WHAT YOU WILL DO: Show all lines from the listing below that contain "React".

RECORDED DATA:
■ ■ ■
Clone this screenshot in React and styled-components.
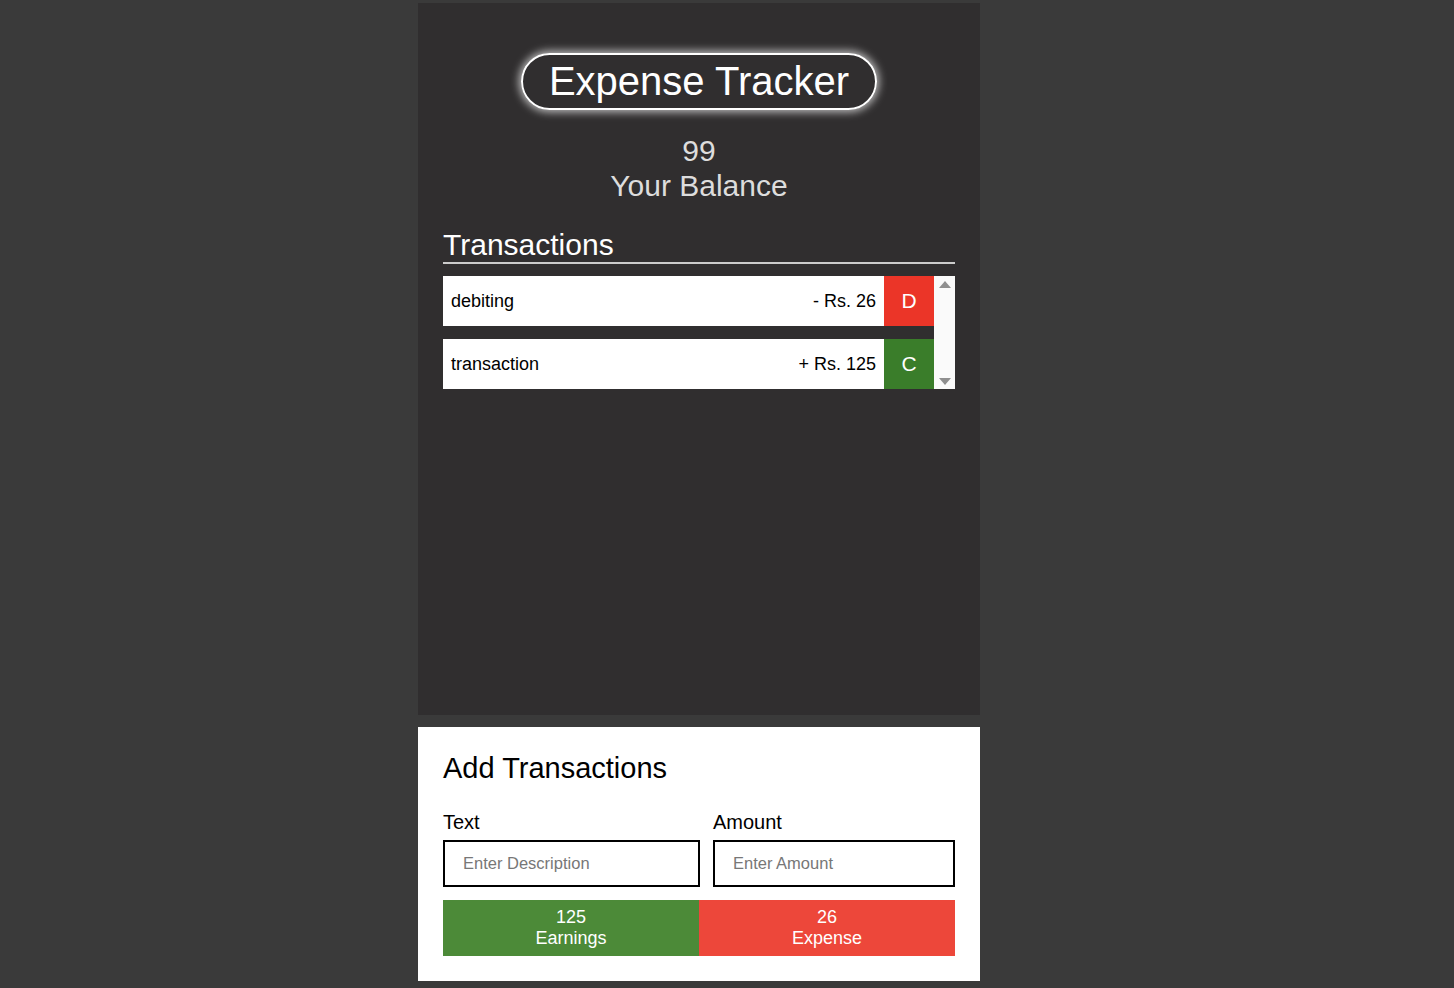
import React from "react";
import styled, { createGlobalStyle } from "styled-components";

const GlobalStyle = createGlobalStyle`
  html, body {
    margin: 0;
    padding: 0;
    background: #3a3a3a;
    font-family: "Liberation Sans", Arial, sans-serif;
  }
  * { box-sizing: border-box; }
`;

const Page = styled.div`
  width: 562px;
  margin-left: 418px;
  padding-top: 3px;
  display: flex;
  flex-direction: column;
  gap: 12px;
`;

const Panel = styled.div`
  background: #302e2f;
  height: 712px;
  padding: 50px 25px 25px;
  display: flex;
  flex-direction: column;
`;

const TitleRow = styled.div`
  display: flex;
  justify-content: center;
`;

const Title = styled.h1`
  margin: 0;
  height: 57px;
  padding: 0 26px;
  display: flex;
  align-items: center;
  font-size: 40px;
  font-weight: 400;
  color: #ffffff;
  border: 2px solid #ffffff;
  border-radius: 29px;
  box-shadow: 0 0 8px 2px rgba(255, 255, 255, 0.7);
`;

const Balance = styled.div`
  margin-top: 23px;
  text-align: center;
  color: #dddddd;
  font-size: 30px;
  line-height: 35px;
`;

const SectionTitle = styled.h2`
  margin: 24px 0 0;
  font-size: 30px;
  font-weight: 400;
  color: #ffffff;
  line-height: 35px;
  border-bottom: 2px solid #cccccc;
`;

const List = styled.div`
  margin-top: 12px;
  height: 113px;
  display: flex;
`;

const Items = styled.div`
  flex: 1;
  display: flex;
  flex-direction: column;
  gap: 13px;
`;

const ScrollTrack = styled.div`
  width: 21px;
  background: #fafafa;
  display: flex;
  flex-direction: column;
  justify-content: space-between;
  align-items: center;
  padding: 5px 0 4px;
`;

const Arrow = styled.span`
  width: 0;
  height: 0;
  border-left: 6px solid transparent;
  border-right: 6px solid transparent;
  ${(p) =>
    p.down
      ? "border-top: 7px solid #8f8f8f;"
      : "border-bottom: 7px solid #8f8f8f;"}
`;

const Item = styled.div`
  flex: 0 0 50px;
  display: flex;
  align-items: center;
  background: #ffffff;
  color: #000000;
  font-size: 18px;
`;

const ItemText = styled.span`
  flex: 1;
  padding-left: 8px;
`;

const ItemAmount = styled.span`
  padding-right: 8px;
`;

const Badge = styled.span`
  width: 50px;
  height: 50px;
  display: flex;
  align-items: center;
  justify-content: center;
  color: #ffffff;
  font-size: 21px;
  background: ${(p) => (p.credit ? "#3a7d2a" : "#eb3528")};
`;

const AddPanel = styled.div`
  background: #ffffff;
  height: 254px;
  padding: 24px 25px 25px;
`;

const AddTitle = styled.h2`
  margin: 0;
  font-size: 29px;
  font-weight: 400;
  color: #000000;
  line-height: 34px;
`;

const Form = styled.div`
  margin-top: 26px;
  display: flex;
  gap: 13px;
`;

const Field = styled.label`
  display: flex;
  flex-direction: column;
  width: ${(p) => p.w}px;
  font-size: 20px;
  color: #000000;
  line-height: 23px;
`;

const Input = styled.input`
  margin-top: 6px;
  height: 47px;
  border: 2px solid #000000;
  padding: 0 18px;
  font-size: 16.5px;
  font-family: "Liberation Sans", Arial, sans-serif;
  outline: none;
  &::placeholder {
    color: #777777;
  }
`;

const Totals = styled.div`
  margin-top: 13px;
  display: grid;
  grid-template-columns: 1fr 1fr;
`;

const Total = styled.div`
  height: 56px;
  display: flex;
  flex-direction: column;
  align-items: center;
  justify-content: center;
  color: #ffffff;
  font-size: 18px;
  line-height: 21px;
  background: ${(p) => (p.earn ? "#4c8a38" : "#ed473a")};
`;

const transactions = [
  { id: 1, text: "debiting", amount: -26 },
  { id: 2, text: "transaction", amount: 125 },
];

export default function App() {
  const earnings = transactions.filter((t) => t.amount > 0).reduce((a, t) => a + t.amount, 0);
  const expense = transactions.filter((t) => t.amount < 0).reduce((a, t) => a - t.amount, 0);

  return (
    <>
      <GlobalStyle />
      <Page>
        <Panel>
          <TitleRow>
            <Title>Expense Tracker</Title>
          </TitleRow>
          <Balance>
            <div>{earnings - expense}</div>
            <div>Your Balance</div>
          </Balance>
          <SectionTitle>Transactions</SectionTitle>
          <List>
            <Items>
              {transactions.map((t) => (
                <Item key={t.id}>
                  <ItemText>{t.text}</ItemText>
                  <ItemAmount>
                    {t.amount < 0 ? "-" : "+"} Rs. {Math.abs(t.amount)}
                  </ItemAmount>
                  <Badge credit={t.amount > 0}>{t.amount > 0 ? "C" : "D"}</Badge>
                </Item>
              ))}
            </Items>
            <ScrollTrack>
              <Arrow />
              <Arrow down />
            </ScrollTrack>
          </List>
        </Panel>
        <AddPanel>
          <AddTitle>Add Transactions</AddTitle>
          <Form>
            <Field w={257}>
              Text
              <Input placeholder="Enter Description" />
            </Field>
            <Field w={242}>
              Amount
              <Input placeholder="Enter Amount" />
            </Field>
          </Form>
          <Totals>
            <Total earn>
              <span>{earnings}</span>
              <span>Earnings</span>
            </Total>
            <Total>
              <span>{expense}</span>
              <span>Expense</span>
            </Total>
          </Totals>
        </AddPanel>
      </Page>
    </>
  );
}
■ ■ ■
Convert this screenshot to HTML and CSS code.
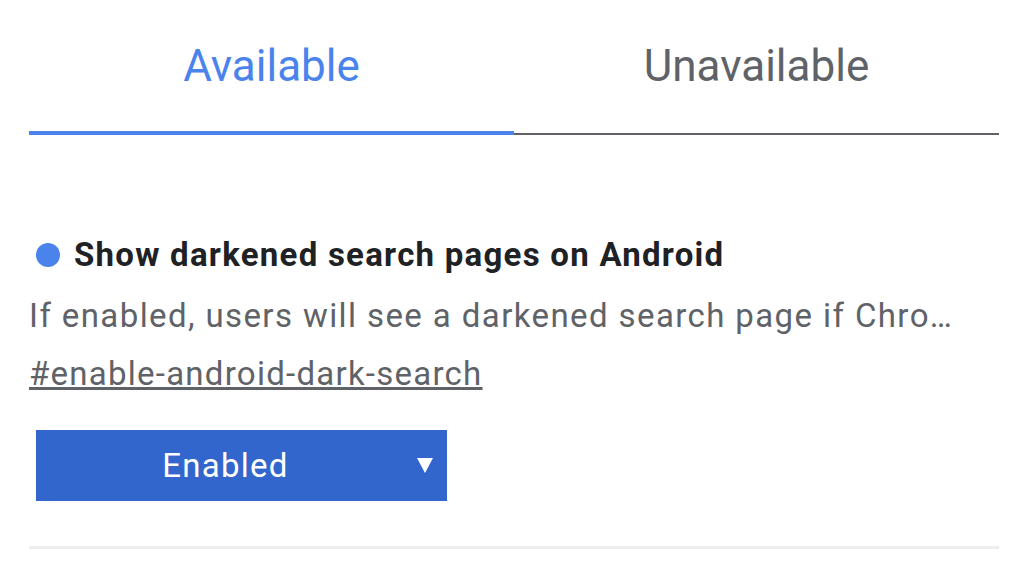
■ ■ ■
FINISHED EXERCISE:
Clone this screenshot in React and styled-components.
import React from "react";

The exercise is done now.